** RECORD EXTRACTS **

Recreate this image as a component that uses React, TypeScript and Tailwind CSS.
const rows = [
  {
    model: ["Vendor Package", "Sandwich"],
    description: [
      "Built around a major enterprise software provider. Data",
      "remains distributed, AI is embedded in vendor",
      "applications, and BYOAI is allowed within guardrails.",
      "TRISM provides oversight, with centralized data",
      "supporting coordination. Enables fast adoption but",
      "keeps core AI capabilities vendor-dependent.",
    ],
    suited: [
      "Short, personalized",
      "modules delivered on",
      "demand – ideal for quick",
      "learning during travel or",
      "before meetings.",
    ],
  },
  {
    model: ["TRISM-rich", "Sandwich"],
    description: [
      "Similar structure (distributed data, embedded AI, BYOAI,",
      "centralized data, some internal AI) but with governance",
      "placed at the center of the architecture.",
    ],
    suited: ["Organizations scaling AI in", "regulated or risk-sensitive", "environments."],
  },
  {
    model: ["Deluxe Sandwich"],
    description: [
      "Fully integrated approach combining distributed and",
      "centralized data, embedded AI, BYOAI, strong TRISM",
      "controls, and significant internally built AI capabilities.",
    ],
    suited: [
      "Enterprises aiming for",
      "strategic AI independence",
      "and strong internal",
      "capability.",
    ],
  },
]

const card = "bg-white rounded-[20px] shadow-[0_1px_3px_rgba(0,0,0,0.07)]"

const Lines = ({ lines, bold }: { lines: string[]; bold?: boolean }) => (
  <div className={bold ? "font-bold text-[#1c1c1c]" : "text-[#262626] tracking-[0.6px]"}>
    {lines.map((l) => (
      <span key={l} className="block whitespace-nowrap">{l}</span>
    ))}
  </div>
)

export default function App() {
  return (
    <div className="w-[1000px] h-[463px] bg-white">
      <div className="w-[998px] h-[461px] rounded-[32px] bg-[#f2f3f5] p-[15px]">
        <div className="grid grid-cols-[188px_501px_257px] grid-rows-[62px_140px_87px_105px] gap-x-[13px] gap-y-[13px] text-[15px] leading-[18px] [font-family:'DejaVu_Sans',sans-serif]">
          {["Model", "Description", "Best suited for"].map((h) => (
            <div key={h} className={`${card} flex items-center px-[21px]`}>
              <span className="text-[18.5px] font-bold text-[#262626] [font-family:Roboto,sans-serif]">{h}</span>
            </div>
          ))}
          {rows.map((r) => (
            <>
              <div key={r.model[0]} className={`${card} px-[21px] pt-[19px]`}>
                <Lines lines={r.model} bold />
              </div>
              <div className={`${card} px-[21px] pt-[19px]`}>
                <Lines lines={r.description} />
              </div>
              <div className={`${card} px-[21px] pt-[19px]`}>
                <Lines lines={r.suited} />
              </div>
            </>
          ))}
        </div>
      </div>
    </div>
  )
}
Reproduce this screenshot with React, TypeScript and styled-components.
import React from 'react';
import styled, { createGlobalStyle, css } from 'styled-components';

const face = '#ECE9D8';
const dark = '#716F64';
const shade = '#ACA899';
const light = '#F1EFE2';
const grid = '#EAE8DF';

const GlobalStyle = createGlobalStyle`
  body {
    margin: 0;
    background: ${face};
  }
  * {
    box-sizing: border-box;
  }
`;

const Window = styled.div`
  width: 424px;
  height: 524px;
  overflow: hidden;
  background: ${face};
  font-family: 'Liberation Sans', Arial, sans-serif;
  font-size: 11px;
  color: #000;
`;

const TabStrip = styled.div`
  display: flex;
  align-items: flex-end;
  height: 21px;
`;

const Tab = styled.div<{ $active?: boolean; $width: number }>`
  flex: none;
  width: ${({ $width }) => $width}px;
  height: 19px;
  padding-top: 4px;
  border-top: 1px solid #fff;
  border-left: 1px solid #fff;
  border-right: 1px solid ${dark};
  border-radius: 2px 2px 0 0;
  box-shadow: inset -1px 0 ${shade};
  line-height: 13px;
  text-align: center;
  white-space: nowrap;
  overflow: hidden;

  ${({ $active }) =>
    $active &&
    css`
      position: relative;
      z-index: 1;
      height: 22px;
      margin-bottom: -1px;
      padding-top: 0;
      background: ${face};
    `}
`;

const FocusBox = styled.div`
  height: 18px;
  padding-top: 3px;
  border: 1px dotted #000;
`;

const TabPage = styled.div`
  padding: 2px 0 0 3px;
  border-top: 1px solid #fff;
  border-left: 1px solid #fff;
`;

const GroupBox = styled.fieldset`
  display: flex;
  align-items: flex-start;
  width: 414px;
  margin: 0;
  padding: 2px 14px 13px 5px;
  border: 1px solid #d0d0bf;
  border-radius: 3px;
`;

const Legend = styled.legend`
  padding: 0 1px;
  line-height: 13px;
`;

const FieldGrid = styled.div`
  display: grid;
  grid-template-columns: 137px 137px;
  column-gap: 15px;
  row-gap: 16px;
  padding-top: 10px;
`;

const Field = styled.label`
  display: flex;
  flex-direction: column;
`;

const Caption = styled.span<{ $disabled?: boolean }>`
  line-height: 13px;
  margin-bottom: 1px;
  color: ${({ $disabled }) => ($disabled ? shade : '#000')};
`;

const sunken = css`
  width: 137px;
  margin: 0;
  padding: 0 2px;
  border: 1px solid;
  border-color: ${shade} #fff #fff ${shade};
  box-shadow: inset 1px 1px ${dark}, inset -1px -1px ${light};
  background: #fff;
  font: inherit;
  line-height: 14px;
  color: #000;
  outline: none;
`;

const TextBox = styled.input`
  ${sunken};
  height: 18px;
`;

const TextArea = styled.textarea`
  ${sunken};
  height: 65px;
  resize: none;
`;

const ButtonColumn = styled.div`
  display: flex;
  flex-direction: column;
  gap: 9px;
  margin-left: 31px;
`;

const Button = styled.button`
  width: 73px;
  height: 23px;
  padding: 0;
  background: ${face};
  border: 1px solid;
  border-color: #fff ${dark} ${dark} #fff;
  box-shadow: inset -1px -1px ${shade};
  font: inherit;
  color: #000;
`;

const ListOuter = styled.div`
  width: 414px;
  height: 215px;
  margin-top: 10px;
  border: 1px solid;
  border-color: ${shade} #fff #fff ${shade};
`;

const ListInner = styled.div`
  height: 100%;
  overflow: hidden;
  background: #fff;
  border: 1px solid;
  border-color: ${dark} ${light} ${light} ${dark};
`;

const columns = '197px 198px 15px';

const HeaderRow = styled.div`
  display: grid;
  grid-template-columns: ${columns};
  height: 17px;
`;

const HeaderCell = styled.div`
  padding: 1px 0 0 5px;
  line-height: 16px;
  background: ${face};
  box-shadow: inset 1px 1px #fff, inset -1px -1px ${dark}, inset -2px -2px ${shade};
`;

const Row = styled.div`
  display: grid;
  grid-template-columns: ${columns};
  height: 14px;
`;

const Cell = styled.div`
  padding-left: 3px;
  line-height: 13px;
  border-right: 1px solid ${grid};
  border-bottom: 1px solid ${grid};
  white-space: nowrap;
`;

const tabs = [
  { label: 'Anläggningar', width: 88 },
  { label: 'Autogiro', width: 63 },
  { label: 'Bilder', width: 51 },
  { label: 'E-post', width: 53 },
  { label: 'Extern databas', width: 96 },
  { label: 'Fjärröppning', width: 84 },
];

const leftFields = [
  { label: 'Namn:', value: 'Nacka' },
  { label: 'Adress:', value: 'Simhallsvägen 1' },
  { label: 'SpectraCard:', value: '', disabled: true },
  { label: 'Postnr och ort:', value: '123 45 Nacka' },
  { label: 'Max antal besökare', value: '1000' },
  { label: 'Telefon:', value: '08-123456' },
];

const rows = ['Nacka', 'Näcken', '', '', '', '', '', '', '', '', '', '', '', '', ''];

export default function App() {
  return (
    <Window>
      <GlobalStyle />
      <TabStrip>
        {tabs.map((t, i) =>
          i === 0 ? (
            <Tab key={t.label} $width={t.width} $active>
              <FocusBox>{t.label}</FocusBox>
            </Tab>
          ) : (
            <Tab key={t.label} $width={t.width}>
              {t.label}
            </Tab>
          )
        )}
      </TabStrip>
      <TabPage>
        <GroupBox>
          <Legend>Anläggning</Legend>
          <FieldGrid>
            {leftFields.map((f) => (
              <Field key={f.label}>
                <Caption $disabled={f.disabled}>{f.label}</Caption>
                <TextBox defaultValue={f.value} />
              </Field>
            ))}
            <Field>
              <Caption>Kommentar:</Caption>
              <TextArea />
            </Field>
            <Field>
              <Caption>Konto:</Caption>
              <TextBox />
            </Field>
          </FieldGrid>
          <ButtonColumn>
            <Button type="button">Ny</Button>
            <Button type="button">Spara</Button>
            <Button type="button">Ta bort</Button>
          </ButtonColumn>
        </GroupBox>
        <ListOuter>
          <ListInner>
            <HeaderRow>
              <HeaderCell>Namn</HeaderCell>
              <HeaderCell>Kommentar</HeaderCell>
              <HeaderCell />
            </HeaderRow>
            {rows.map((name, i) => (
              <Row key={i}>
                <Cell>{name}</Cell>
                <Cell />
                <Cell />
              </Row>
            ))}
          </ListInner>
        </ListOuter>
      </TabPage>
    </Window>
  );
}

** WHAT TO PRODUCE **
Using the data above, extract exactly the lines from the one that holds "Reproduce this screenshot" to the one that holds "const grid = '#EAE8DF';", both ends included, and no others.

** CORRECT OUTPUT **
Reproduce this screenshot with React, TypeScript and styled-components.
import React from 'react';
import styled, { createGlobalStyle, css } from 'styled-components';

const face = '#ECE9D8';
const dark = '#716F64';
const shade = '#ACA899';
const light = '#F1EFE2';
const grid = '#EAE8DF';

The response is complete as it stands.